Another hallmark of The Golden Age Of Knowhere is the presence of the cowbell – the single New York City Moves To The Sound Of L.A. is drenched in it, but it shows up on just about all the songs. I haven’t heard the instrument used this freely since The Rapture were ruling the indie rock roost. “We had the pleasure of having Alfredo Ortiz, the Beastie Boys’ percussionist, on our album,” Elliot explains. “He also plays the drums on a couple of tracks, and he’s a great percussionist. We always wanted to have cowbell, we were right on top of it, and that guy can play one mean-ass motherfucking cowbell. We were just like, the more the better; this is awesome – let’s put it on every track!”


In their relatively short career, Funeral Party have played a lot of shows, from those anything-goes backyard gigs through to international slots in the U.K. I ask Elliot if, of all of these, there’s one that sticks out as the most fun or memorable, and he pauses for a second. “From then until now?” he says. “There have been so many shows, it’s hard to pinpoint; I have a really bad long-term memory. The most recent one that was really fun, or that really sticks out, is a show that we played over in Manchester. It was insane – people were going crazy. I was wearing a necklace and I got pulled into the crowd, and someone was ripping my necklace off, someone was kissing me, another person was ripping my hair. The fans in the crowd were going crazy. I guess if people really want to pull you apart that much, you’re doing something right.”
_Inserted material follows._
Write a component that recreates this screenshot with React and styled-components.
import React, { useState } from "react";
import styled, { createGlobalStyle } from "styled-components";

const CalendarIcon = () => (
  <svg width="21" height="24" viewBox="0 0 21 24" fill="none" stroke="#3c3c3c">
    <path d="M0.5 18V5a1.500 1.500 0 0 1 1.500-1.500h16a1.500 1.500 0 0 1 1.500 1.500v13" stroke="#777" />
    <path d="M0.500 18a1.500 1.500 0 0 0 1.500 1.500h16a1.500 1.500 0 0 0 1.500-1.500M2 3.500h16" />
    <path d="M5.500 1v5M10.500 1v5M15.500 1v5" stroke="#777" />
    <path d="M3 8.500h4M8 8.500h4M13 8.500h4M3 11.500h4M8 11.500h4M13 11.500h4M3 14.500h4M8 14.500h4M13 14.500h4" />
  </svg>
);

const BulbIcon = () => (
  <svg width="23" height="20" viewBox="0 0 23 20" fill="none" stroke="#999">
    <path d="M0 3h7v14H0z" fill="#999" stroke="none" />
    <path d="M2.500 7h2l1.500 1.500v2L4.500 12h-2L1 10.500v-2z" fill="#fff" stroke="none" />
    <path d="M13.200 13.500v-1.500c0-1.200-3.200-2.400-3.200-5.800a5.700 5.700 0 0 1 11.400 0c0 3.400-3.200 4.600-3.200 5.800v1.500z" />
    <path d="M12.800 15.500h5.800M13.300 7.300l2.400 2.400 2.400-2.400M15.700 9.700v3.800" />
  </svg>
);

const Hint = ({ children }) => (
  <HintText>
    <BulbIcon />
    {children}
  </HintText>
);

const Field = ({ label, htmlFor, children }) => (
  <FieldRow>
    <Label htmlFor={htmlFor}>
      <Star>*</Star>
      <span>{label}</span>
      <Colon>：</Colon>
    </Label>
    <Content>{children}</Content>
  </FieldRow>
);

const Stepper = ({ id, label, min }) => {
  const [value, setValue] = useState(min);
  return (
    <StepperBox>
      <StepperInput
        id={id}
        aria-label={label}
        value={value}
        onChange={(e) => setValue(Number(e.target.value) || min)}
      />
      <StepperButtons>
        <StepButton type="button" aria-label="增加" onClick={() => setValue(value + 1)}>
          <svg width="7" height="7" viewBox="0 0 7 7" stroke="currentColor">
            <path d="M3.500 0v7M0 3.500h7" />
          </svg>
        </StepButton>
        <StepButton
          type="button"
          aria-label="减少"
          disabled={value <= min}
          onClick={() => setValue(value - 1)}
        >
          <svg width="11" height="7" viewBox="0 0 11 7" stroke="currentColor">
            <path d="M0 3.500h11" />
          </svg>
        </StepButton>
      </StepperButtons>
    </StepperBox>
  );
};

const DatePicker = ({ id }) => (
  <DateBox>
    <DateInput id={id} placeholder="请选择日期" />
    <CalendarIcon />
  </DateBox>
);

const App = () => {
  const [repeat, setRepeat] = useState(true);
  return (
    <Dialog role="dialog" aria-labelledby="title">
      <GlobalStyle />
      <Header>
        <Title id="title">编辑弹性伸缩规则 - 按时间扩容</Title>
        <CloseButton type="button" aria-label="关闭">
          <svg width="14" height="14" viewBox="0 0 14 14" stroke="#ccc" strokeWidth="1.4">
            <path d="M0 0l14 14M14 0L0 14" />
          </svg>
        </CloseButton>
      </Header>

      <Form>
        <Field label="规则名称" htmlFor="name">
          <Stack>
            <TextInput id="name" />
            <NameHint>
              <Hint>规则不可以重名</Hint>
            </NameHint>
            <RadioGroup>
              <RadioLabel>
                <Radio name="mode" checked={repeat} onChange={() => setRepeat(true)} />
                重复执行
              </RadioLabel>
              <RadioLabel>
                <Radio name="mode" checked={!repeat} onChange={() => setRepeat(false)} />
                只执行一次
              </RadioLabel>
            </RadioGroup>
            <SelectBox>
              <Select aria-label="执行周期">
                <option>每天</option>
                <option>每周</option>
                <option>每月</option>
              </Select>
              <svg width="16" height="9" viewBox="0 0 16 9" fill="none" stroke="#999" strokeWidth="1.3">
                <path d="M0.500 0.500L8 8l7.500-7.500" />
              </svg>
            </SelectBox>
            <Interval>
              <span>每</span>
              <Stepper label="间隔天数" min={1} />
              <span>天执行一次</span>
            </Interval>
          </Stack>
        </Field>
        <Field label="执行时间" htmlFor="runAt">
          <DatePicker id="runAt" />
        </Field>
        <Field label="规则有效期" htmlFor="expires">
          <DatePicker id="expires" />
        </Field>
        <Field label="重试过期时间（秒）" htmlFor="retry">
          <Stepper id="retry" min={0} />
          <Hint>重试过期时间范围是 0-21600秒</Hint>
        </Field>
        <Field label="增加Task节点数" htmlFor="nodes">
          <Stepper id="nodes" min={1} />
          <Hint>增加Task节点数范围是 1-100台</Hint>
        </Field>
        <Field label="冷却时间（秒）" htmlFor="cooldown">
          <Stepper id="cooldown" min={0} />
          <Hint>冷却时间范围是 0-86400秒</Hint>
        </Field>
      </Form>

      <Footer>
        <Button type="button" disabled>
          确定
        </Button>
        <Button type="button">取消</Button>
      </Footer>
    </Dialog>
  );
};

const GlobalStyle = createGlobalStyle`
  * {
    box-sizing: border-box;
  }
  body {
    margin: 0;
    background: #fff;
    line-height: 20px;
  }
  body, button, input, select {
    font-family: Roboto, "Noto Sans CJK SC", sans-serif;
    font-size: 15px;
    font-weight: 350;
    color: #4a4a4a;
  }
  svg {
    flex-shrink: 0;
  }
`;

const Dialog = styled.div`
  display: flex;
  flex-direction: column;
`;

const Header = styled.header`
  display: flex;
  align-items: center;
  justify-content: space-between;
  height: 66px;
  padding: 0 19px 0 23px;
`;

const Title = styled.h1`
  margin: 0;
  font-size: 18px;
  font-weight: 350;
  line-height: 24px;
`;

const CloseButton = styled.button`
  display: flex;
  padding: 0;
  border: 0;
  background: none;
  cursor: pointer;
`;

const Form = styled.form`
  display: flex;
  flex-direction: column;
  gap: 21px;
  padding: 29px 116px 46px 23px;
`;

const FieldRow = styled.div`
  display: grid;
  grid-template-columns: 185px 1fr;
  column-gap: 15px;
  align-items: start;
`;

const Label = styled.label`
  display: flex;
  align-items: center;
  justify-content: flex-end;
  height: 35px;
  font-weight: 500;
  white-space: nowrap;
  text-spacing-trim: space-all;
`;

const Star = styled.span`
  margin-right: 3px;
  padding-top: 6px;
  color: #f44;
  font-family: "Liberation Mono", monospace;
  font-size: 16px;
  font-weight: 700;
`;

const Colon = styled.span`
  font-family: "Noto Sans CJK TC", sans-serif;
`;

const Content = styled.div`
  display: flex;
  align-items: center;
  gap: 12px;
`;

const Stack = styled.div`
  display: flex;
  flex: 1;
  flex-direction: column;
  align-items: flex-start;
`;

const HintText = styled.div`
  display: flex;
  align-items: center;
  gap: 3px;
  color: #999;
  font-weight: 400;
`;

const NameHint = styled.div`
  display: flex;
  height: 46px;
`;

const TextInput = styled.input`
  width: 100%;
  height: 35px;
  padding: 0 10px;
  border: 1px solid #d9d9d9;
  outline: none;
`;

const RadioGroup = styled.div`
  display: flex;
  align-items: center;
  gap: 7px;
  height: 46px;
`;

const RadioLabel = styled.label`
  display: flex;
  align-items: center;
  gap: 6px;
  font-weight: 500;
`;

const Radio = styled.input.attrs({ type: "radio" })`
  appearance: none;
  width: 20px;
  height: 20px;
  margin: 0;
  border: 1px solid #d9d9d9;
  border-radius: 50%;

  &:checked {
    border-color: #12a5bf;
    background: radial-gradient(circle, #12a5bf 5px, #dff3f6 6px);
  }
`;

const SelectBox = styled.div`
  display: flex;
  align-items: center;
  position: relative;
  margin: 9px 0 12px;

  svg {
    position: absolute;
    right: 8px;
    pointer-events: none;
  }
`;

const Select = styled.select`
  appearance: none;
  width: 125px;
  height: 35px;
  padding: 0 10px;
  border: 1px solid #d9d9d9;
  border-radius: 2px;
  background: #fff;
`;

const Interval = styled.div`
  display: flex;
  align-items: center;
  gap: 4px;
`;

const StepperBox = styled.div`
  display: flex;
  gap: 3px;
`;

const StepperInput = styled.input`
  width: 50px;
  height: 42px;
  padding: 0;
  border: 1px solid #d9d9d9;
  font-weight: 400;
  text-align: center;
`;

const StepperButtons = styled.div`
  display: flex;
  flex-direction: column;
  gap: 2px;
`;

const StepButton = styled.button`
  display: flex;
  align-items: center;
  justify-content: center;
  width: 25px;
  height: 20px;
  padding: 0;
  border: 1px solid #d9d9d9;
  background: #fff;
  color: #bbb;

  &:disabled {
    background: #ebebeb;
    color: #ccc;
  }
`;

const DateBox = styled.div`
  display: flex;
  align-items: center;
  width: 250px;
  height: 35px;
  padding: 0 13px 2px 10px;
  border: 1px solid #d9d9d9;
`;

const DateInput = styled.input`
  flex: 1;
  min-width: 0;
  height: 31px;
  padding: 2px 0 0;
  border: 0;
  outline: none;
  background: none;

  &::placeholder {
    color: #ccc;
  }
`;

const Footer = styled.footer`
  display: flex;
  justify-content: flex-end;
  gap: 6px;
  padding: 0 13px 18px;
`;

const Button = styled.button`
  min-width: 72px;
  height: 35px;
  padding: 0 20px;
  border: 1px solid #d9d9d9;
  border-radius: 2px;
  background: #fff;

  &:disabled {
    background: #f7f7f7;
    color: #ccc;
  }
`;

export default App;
Bringing back that narrative of escape, I ask Elliot where Funeral Party are going from here – are they planning on relocating to New York or even to the U.K., which feels a lot more like the spiritual home of the music that they make? “Sadly, the story hasn’t changed much for us,” Elliot laughs. “We’re still living in Whittier. We travel so much that it would be silly for us to move out. I mean, we have the means to, but we choose not to. It’s nice enjoying the comforts of home on our time off.” So it’s sex, drugs and rock and roll, plus clean sheets and free food, then. It kinda feels like the best of both worlds.